We once lived near a Dunkin Donuts and Baskin Robbins space synergy--one retail location offering different brand product to capitalize on different demands at different times of day.
So why not airplane synergy: United Airlines by day, United Parcel Service by (over)night? American by day, Federal Express by (over)night?
I can't tell by [bristolz] annotation if that is already baked or if bris is advocating the same thing.
roby, Apr 09 2003
  

       Sorry for not being clearer. They exist. The interiors are modular while the airframe remains the same.
bristolz, Apr 09 2003
  

       There's three interpretations here. The most baked is the notion of removing the seats when you have more freight than passengers.
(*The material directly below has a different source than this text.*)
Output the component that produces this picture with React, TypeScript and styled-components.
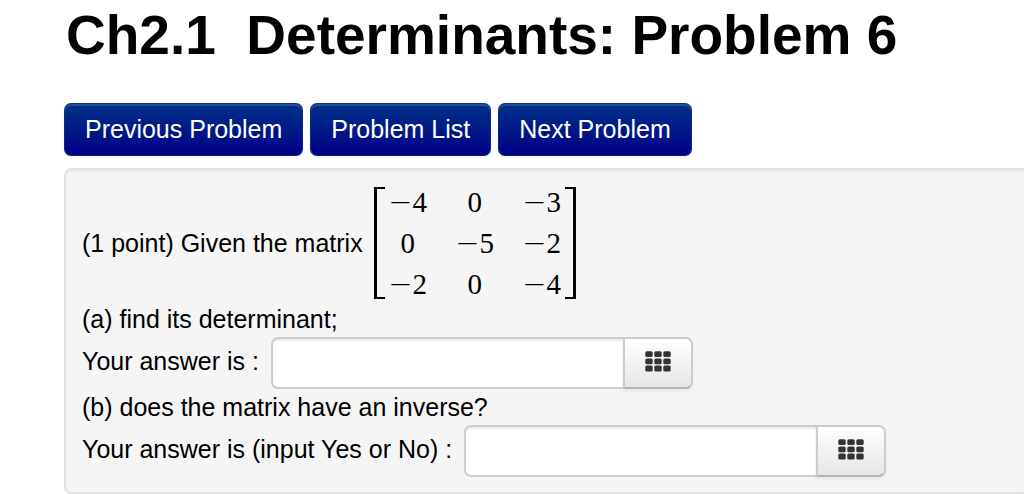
import React from "react";
import styled, { createGlobalStyle } from "styled-components";

const GlobalStyle = createGlobalStyle`
  *, *::before, *::after { box-sizing: border-box; }
  body {
    margin: 0;
    background: #fff;
    color: #000;
    font-family: "Liberation Sans", Arial, sans-serif;
    font-size: 25px;
    line-height: 36px;
    overflow-x: hidden;
  }
`;

const Page = styled.main`
  padding-left: 64px;
`;

const Title = styled.h1`
  margin: 0;
  padding: 0 0 33px 2px;
  font-size: 55px;
  line-height: 70px;
  font-weight: 700;
  white-space: pre-wrap;
`;

const ProblemNav = styled.nav`
  display: flex;
  flex-wrap: wrap;
  gap: 7px;
  margin-bottom: 12px;
`;

const NavButton = styled.button`
  height: 53px;
  padding: 0 20px 2px;
  border: 1px solid;
  border-color: #0c3478 #0b2b80 #10207a;
  border-radius: 7px;
  background: linear-gradient(#003388, #000088) border-box;
  box-shadow: inset 0 2px 0 rgba(255, 255, 255, 0.15), 0 2px 3px rgba(0, 0, 0, 0.06);
  color: #fff;
  font: inherit;
  cursor: pointer;
`;

const ProblemPanel = styled.section`
  padding: 17px 16px 15px;
  border: 2px solid #e3e3e3;
  border-right: 0;
  border-radius: 7px 0 0 7px;
  background: #f5f5f5;
  box-shadow: inset 0 2px 2px rgba(0, 0, 0, 0.05);
`;

const Line = styled.p`
  margin: 0;
`;

const Statement = styled.div`
  display: flex;
  align-items: center;
  gap: 11px;
  padding-bottom: 2px;
`;

const Matrix = styled.div`
  display: flex;
`;

const Bracket = styled.span<{ $side: "left" | "right" }>`
  width: 11px;
  border: solid #000;
  border-width: ${(p) => (p.$side === "left" ? "2px 0 2px 3px" : "2px 3px 2px 0")};
`;

const MatrixTable = styled.table`
  border-collapse: collapse;
  margin: -5px 0 -6px;
`;

const Cell = styled.td`
  min-width: 88px;
  height: 41px;
  padding: 0;
  text-align: center;
  white-space: nowrap;
  font-family: "Liberation Serif", "Times New Roman", serif;
  font-size: 29px;
  line-height: 41px;

  &:first-child,
  &:last-child {
    min-width: 46px;
  }
`;

const Minus = styled.span`
  font-family: "DejaVu Sans", sans-serif;
  font-weight: 200;
  line-height: 1;
`;

const AnswerRow = styled.div`
  display: flex;
  align-items: center;
  gap: 12px;
`;

const AnswerLabel = styled.label`
  padding-bottom: 4px;
`;

const AnswerGroup = styled.div`
  display: flex;
`;

const AnswerInput = styled.input`
  width: 354px;
  height: 52px;
  padding: 0 10px;
  border: 2px solid #ccc;
  border-radius: 7px 0 0 7px;
  background: #fff;
  box-shadow: inset 0 2px 2px rgba(0, 0, 0, 0.075);
  font: inherit;
`;

const KeypadButton = styled.button`
  display: flex;
  align-items: center;
  justify-content: center;
  width: 70px;
  height: 52px;
  margin-left: -2px;
  padding: 0 0 3px;
  border: 2px solid #ccc;
  border-bottom-color: #b3b3b3;
  border-radius: 0 7px 7px 0;
  background: linear-gradient(#ffffff, #e6e6e6);
  box-shadow: 0 2px 3px rgba(0, 0, 0, 0.06);
  cursor: pointer;
`;

const rows = [
  [-4, 0, -3],
  [0, -5, -2],
  [-2, 0, -4],
];

function KeypadIcon() {
  return (
    <svg width="26" height="21" viewBox="0 0 26 21" fill="#333" aria-hidden="true">
      {[0, 7.2, 14.4].map((y) =>
        [0, 9, 18].map((x) => (
          <rect key={`${x}-${y}`} x={x + 0.3} y={y + 0.2} width="7.4" height="5.9" rx="1.5" />
        ))
      )}
    </svg>
  );
}

function AnswerField({ id, label }: { id: string; label: string }) {
  return (
    <AnswerRow>
      <AnswerLabel htmlFor={id}>{label}</AnswerLabel>
      <AnswerGroup>
        <AnswerInput id={id} type="text" autoComplete="off" />
        <KeypadButton type="button" aria-label="Open equation editor">
          <KeypadIcon />
        </KeypadButton>
      </AnswerGroup>
    </AnswerRow>
  );
}

export default function App() {
  return (
    <>
      <GlobalStyle />
      <Page>
        <Title>{"Ch2.1  Determinants: Problem 6"}</Title>
        <ProblemNav>
          <NavButton type="button">Previous Problem</NavButton>
          <NavButton type="button">Problem List</NavButton>
          <NavButton type="button">Next Problem</NavButton>
        </ProblemNav>
        <ProblemPanel>
          <Statement>
            <Line>(1 point) Given the matrix</Line>
            <Matrix>
              <Bracket $side="left" />
              <MatrixTable>
                <tbody>
                  {rows.map((row, r) => (
                    <tr key={r}>
                      {row.map((value, c) => (
                        <Cell key={c}>
                          {value < 0 && <Minus>−</Minus>}
                          {Math.abs(value)}
                        </Cell>
                      ))}
                    </tr>
                  ))}
                </tbody>
              </MatrixTable>
              <Bracket $side="right" />
            </Matrix>
          </Statement>
          <Line>(a) find its determinant;</Line>
          <AnswerField id="determinant" label="Your answer is :" />
          <Line>(b) does the matrix have an inverse?</Line>
          <AnswerField id="inverse" label="Your answer is (input Yes or No) :" />
        </ProblemPanel>
      </Page>
    </>
  );
}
The second is the 'Thunderbird 2' concept of different modules used in the same basic airframe. [simonrose]'s idea seems to be an aircraft with a varying *number* of modules, in the same way that a train might have a varying number of carriages, so that the aircraft's length may change according to requirements.
angel, Apr 09 2003
  

       Would *you* fly in something that's been compromised structurally *and* aerodynamically?
thumbwax, Apr 09 2003
  

       To have complete configuration freedom you'd also have to obtain type-certificates from the FAA for every possible combination of modules. Rather more difficult than the internal reconfiguration process referred to by [bristolz].